Une maison à Bogotá de Santiago Gamboa par Camilo Bogoya González

Santiago Gamboa, Une maison à Bogotá, traduit de l’espagnol (Colombie) par François Gaudry, Métailié, 2022, 192 p. [Una casa en Bogotá, Random House, 2014]

Les demeures du romancier

Depuis son deuxième roman, Perdre est une question de méthode (1997), Santiago Gamboa est entré dans le canon des romanciers colombiens internationalement reconnus. Pour s’en assurer, il suffit d’ouvrir l’Encyclopédie Universalis et parcourir le chapitre consacré à la littérature latino-américaine, lire l’article qui date des années 2000 et se rendre compte que Gamboa y apparaît déjà avec son deuxième et son troisième roman, c’est-à-dire, Perdre est une question de méthode et Les Captifs du Lys blanc (2001).

Deux décennies plus tard, et avec huit ans de retard, la traduction française d’Une maison à Bogotá (2014) est publiée en 2022. Ce n’est pas un roman à suspense, ce qui en fait un objet unique si on le compare aux autres œuvres de Gamboa. Une maison à Bogotá raconte l’histoire d’un philologue qui remporte le prix d’essai Rubén Bonifaz Nuño ce qui lui permet d’acheter la maison dont il a toujours rêvé, celle qu’il observait émerveillé dans son enfance, quand il est devenu orphelin, c’est-à-dire l’époque où il a perdu sa place dans le monde. La nouvelle maison est un miroir déformé de celle de son enfance qui a été dévorée par l’incendie dans lequel ses parents ont péri. Le narrateur de quarante-huit ans s’installe dans cette maison avec sa tante. Cette avocate et diplomate très proche de la gauche intellectuelle des années 1960, l’a élevé dès l’âge de six ans. Une tante qui, par ses voyages fréquents, déplace le centre du roman vers d’autres maisons dans diverses parties du monde, un mouvement de va-et-vient très habituel dans l’univers cosmopolite de Gamboa. 

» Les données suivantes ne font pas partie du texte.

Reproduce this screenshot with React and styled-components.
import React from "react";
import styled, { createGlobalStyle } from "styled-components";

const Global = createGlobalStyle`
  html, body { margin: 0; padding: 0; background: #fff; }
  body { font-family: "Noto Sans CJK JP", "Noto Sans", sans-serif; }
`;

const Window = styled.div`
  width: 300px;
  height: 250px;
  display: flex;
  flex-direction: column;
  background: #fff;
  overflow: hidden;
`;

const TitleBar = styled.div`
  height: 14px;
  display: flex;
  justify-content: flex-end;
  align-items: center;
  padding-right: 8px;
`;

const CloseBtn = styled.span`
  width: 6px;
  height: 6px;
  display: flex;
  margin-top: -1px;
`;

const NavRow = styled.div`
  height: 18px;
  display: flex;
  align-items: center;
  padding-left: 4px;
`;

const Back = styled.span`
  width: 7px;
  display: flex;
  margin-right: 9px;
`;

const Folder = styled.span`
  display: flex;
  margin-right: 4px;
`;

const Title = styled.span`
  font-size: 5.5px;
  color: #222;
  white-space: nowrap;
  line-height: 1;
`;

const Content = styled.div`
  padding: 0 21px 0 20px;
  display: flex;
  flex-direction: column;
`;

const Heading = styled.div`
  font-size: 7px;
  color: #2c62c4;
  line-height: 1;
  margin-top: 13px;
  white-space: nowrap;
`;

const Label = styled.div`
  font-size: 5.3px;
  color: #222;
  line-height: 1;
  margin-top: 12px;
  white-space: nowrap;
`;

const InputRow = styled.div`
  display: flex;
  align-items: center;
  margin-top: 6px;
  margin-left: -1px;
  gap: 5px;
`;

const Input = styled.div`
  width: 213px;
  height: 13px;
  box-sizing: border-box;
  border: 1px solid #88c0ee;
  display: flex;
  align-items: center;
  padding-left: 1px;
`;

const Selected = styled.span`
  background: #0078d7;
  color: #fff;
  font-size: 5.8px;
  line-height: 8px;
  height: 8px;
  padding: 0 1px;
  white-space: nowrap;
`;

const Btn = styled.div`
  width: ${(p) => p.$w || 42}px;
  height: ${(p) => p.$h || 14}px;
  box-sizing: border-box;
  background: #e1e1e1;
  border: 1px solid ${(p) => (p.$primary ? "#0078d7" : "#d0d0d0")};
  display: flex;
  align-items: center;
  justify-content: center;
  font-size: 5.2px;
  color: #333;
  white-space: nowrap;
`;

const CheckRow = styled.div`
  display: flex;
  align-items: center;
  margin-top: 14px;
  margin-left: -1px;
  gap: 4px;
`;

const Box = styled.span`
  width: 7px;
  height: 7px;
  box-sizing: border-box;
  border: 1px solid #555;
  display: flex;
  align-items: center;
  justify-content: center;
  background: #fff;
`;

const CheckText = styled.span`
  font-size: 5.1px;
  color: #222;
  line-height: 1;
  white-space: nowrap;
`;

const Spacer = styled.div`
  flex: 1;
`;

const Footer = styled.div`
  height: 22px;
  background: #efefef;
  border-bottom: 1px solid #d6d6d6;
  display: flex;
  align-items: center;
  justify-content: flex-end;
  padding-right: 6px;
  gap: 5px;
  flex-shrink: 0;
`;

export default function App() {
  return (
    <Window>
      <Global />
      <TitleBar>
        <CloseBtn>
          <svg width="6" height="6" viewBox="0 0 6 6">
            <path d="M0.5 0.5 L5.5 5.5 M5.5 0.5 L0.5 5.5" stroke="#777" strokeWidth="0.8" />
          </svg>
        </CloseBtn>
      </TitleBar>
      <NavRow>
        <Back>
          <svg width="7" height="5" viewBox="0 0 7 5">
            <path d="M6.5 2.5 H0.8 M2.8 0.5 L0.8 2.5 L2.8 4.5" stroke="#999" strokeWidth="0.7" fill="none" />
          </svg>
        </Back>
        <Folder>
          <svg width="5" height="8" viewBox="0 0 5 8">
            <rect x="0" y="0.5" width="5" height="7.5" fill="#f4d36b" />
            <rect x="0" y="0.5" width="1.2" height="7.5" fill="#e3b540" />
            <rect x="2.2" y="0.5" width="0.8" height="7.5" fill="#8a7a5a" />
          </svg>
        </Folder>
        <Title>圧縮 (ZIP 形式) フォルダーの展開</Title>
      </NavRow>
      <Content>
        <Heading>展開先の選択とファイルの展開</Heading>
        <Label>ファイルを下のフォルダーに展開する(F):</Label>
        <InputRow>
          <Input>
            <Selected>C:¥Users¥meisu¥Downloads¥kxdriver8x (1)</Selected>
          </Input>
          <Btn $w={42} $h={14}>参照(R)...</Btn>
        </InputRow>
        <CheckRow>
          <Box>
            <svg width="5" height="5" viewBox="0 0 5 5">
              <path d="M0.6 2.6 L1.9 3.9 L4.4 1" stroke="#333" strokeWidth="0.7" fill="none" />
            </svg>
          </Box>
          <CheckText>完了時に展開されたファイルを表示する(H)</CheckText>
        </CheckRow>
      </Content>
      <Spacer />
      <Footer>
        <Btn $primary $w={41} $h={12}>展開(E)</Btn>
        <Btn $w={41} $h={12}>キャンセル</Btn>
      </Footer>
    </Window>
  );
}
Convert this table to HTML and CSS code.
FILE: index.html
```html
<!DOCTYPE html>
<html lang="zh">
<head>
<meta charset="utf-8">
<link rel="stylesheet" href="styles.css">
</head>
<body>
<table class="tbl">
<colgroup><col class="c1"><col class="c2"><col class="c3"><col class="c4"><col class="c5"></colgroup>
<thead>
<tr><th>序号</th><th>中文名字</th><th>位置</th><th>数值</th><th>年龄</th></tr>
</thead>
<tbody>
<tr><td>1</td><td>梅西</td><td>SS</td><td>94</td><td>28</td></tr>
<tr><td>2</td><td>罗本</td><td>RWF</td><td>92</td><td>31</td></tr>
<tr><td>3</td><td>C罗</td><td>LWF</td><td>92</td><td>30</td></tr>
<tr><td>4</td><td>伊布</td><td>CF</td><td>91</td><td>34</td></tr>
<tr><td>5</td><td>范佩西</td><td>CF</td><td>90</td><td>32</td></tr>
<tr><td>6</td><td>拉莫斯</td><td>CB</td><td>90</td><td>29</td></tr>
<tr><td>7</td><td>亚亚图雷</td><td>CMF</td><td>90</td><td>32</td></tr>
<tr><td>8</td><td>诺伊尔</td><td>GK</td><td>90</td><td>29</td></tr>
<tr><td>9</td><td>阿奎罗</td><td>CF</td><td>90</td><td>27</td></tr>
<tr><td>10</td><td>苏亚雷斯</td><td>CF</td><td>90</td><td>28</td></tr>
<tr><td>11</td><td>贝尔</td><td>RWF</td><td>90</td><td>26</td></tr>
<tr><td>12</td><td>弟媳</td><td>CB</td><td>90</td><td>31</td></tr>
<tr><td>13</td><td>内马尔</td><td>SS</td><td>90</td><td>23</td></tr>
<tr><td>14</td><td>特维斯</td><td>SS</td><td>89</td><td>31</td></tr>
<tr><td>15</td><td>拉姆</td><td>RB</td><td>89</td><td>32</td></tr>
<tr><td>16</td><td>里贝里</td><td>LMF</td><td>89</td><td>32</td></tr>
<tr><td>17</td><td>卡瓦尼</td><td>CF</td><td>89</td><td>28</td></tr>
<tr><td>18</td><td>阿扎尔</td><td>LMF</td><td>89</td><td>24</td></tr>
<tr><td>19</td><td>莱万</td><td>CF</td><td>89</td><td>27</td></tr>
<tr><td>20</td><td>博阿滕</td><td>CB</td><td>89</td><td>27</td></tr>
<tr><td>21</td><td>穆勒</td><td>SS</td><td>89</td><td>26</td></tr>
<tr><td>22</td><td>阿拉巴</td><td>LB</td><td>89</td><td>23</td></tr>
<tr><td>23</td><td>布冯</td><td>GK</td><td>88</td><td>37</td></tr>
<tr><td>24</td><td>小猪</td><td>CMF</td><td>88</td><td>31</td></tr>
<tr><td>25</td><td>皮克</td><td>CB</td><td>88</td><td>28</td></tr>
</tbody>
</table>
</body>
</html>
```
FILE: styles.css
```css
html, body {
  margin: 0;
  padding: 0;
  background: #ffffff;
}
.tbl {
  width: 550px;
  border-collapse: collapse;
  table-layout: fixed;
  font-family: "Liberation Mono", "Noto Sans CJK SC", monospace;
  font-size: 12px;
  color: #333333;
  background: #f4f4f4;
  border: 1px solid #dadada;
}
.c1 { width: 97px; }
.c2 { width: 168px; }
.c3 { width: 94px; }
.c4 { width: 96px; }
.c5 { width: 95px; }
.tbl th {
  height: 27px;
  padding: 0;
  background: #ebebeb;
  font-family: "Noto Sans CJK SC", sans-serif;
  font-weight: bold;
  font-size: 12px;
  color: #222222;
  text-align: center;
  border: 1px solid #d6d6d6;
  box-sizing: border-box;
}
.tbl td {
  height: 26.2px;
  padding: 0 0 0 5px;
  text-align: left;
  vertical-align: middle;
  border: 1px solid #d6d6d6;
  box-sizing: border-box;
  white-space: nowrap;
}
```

Le roman fait fusionner alors la vraie maison, celle où écrit le narrateur, et la maison fondatrice et perdue qui rôde du début à la fin, une enceinte de nostalgie et de culpabilité qui préserve les secrets de la famille et ne dévoile qu’à la fin l’avenir surprenant des personnages. Le roman nous apprend qu’une maison est une extension du corps avec ses désirs et ses angoisses, une seconde demeure utérine où les couloirs, les chambres, les objets sont la face visible de ce que nous sommes, de ce que nous étions, de ce que nous cachons.

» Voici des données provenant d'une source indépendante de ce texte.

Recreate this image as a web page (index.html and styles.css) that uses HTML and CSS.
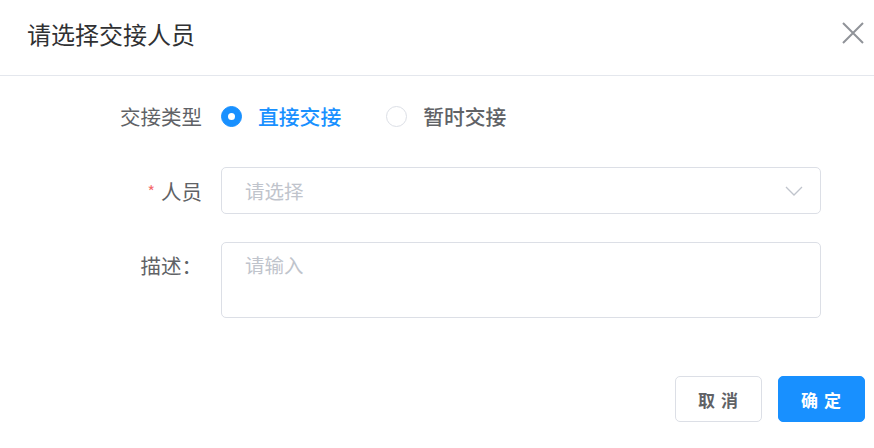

Ce n’est donc pas un roman policier. L’intérêt est nourri par les souvenirs et les associations qui naissent de chaque lieu. C’est un roman de divagation, de digression, de voyages à travers l’histoire du pays, à travers quelques moments de l’histoire du monde, et à travers deux générations, celle du narrateur et celle de sa tante. De délicieuses histoires que l’on lit en passant de la salle de bain à la chambre, au grenier, à la bibliothèque. La maison est le décor de la reconstitution du roman familial et, bien sûr, de la vie de chacun de nous, puisque tous les lecteurs ont partiellement vécu le roman de Gamboa : nous avons tous une maison, un lieu d’où nous partons et où nous retournons un jour, ou pas. 

Dans ce roman d’espaces extérieurs, intérieurs et symboliques, il y a un large divan pour l’érotisme. À l’heure où tout peut être dit, Gamboa raconte l’érotisme avec humour et hilarité. En évitant les lieux communs, il laisse libre cours à l’autobiographie sentimentale du narrateur, et propose même dans certains chapitres un mélange réussi de discours scientifique et dissertation libidineuse. 

Dans Une maison à Bogotá, l’écriture a au moins deux facettes ; le débordement en est une. Cela se voit dans les passages de colère verbale où la religion, les politiciens, la cuisine créole, la fausse gauche, sont attaqués ; des harangues où la langue se charge de critique sociale en s’en prenant aux mentalités les plus récalcitrantes. L’autre facette est la réflexion sur l’écriture, tendance minoritaire il est vrai, et donc plus visible, moment où l’on spécule sur la fonction des mots : « l’écriture est une façon comme une autre d’attendre la mort ». Une vie faite de mots … tel est la construction de la littérature, une demeure intérieure dans laquelle on entre dans la salle de bain, on regarde par la fenêtre, on range des choses dans le grenier, on cache des histoires dans les chambres, on monte et on descend des escaliers, une maison qui résiste aux nombreux incendies de ses détracteurs, une maison peut-être plus solide que les maisons de l’enfance.